We live in a time where, increasingly the "will of the people" is being administered according to the "will of the party ideology". If the views of a few men, gathered together because they obviously adhere to an homogeneous world view, can determine the fate of one, two or indeed hundreds if not thousands of people’s lives, then surely we have no effective form of representative rule. The Israeli government’s actions – and the US admission - reveals that the far right refuses to even acknowledge the possibility of alternative solutions.

We can, if we choose, turn our attention to such weighty questions as "did Thorpe jump or was he pushed?" We can distract our selves by following the minutia of the puerile parliamentary debate over who tells more lies – Howard or Latham. We can even choose to lose ourselves in taking part in marches this coming Palm Sunday. If we do choose to fail to engage with the changing nature of government and the ways our civil rights are being rolled back, the way racist sentiment is failing to abate and the ways in which our thoughts are continually being directed toward our own personal "security" rather than the task of building solidarity and real community, then we should not expect peace and harmony to drop out of the sky.

I have no real idea of whether Sheikh Ahmed Yassin was the leader of a "terrorist" group or not and I have no idea if he was as moderate as his supporters claim. What I do know is that his death will not stop the violence being perpetrated on his people or the people Dershowitz spills tears over. Until people like Dershowitz begin to spill tears at each and every death, our spiral into atomised global totalitarianism will continue. In this condition governments will wage war on whom ever they want - just in case.

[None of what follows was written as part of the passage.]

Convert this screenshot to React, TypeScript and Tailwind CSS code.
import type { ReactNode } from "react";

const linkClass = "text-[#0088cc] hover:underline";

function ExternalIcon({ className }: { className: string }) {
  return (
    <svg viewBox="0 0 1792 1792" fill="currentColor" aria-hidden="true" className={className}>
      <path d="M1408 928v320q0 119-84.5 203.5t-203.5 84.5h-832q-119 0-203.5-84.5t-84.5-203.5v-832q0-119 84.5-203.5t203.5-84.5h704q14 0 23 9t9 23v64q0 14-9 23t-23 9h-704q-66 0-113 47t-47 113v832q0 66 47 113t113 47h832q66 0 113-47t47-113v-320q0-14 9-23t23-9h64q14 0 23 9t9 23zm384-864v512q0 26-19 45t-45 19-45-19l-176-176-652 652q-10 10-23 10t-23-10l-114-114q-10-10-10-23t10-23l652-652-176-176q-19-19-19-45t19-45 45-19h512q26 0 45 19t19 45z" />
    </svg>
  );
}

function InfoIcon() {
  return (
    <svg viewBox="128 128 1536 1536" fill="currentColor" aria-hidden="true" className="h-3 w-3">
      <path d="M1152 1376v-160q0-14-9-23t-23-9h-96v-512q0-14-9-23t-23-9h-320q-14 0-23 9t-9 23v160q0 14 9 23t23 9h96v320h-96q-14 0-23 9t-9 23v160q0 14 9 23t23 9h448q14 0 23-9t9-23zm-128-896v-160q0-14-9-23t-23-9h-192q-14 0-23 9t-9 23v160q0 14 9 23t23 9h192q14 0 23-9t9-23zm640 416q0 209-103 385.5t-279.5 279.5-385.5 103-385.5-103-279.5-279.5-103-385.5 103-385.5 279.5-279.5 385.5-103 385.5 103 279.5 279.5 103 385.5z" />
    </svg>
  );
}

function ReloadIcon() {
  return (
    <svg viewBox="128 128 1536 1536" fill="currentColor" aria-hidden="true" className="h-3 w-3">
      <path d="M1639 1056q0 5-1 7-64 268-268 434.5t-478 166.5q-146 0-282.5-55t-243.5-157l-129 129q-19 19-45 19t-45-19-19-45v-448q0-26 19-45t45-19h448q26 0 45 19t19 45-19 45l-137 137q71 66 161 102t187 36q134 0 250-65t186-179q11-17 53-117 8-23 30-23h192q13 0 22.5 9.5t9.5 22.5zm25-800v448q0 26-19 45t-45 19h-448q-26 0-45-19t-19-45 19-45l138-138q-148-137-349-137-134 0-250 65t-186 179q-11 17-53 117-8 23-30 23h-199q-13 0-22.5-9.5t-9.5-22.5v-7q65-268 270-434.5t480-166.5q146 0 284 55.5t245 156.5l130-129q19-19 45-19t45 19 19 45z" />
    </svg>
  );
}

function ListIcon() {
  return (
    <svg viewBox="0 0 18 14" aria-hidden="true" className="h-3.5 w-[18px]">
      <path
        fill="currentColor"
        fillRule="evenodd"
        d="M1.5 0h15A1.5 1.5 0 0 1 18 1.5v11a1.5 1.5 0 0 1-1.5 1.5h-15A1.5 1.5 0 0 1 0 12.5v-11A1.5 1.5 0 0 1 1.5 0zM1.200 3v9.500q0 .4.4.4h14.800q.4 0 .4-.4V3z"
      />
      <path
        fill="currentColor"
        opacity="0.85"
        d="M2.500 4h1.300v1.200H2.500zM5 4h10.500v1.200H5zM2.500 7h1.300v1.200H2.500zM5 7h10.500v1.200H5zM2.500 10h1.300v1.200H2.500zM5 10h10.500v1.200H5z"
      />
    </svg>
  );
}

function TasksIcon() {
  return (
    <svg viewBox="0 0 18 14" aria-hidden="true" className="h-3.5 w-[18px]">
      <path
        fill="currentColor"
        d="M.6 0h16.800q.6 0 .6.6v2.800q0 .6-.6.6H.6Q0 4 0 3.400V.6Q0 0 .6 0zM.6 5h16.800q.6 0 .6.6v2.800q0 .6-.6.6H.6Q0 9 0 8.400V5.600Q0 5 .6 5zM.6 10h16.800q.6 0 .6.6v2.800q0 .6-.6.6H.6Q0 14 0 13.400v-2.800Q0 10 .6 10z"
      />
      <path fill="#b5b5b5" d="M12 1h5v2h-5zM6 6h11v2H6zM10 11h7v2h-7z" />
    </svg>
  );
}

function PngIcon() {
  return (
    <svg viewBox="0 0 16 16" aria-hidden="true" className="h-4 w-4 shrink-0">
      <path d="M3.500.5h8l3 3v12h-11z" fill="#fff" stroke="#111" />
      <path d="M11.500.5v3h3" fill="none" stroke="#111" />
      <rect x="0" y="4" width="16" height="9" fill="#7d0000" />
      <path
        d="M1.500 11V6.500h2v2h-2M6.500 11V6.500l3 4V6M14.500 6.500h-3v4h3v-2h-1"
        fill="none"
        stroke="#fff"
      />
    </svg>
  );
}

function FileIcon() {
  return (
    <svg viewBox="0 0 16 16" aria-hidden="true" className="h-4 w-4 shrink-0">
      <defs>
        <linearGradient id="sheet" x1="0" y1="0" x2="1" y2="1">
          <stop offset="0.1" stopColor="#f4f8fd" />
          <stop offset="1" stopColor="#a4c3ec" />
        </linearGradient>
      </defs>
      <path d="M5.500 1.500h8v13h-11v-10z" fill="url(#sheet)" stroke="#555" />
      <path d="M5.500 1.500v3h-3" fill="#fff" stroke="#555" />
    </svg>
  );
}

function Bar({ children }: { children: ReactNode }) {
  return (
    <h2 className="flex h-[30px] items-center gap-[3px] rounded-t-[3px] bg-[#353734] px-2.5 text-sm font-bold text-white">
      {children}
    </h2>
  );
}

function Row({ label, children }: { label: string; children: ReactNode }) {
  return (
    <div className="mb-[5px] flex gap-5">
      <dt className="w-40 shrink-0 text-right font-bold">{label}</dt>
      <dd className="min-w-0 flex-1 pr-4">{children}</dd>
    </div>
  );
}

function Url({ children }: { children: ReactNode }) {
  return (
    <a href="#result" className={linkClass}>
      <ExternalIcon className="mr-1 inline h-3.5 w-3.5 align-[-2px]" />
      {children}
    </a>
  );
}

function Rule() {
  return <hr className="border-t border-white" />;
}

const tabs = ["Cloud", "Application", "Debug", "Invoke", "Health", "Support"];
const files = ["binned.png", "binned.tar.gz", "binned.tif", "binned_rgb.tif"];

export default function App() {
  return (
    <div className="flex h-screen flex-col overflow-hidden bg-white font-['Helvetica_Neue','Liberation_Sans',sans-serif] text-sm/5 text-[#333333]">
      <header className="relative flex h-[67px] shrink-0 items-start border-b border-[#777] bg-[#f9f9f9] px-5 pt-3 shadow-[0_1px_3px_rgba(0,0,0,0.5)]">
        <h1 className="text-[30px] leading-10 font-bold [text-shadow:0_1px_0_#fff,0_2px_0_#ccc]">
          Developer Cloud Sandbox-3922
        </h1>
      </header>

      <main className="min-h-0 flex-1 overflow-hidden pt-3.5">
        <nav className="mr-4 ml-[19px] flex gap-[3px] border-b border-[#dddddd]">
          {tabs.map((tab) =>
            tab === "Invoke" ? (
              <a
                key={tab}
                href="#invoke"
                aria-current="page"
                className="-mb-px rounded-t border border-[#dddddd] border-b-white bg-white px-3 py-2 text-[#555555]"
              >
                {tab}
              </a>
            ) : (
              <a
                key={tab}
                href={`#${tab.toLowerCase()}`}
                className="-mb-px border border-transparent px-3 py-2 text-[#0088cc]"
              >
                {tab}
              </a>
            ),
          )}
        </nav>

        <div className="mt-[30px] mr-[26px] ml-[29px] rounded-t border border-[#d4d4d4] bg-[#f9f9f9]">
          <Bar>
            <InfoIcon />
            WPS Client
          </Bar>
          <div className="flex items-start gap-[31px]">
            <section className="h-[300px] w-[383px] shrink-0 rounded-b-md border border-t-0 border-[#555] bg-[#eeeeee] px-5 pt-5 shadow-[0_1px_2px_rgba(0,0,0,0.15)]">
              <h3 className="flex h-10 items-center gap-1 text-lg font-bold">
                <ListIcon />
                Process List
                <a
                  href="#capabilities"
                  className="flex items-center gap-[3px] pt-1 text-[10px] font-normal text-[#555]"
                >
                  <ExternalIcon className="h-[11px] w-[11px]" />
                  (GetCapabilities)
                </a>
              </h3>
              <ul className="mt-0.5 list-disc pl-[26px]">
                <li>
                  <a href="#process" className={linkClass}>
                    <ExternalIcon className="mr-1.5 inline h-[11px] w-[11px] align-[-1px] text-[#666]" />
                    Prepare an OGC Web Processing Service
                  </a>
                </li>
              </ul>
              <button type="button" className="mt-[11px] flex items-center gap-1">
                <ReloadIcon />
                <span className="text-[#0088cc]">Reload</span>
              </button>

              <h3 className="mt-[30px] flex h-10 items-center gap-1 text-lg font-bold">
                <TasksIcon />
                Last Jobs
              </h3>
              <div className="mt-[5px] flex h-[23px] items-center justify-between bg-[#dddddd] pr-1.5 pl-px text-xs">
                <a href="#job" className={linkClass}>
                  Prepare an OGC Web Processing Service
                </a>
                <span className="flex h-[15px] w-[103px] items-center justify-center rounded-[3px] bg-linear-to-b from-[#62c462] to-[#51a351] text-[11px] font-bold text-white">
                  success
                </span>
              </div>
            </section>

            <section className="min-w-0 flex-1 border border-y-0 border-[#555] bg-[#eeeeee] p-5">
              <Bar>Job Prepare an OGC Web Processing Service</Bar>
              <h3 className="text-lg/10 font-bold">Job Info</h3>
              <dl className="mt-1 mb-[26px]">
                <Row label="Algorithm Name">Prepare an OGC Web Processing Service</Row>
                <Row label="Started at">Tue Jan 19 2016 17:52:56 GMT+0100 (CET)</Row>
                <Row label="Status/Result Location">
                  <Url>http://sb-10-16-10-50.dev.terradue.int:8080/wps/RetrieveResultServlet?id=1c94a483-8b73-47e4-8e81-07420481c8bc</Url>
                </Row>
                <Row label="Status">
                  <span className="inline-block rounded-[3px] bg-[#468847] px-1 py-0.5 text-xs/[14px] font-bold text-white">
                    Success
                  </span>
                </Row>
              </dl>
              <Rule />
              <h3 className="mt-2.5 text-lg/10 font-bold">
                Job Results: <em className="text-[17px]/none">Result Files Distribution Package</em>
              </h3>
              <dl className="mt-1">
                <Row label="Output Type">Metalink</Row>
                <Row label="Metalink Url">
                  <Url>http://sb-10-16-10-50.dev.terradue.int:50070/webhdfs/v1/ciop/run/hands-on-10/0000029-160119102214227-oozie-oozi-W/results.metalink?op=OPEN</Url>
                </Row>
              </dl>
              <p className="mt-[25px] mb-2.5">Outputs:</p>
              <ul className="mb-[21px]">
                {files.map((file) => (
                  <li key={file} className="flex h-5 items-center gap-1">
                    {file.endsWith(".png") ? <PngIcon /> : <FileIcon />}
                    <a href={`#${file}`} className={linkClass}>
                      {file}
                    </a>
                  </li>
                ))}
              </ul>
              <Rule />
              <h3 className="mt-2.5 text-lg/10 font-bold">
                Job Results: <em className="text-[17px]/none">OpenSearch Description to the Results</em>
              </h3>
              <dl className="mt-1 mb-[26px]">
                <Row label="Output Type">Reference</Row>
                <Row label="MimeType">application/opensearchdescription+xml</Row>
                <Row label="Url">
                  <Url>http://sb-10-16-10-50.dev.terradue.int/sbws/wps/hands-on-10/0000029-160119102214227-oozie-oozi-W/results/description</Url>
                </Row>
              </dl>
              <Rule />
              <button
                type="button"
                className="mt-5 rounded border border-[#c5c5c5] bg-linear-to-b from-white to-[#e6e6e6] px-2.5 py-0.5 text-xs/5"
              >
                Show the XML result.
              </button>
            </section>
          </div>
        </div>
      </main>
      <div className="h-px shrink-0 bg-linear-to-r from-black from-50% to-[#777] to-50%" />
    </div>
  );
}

Unless we intervene and take back the initiative and reclaim the right to govern and be governed in a humane and just way the next "just in case", pre-emeptive strike could be against us or those we love. Just as Dershowitz argues that Israel was "entitled to kill" Yassin, surely those who view us as enemies can use the same rationale to justify their killing of us.

The will of the people can be fickle and a "controlled" democracy is nothing more than a sham. That Dershowitz met with Phillip Ruddock, the Attorney General, this week we need to consider the future of our society urgently. When a man like Dershowitz who advocates torture and upholds a vehement racial ideology meets with a man who has demonstrated a distinct lack of empathy for those he considers less than human, we should, indeed, be concerned about the Australia these types of men envisage.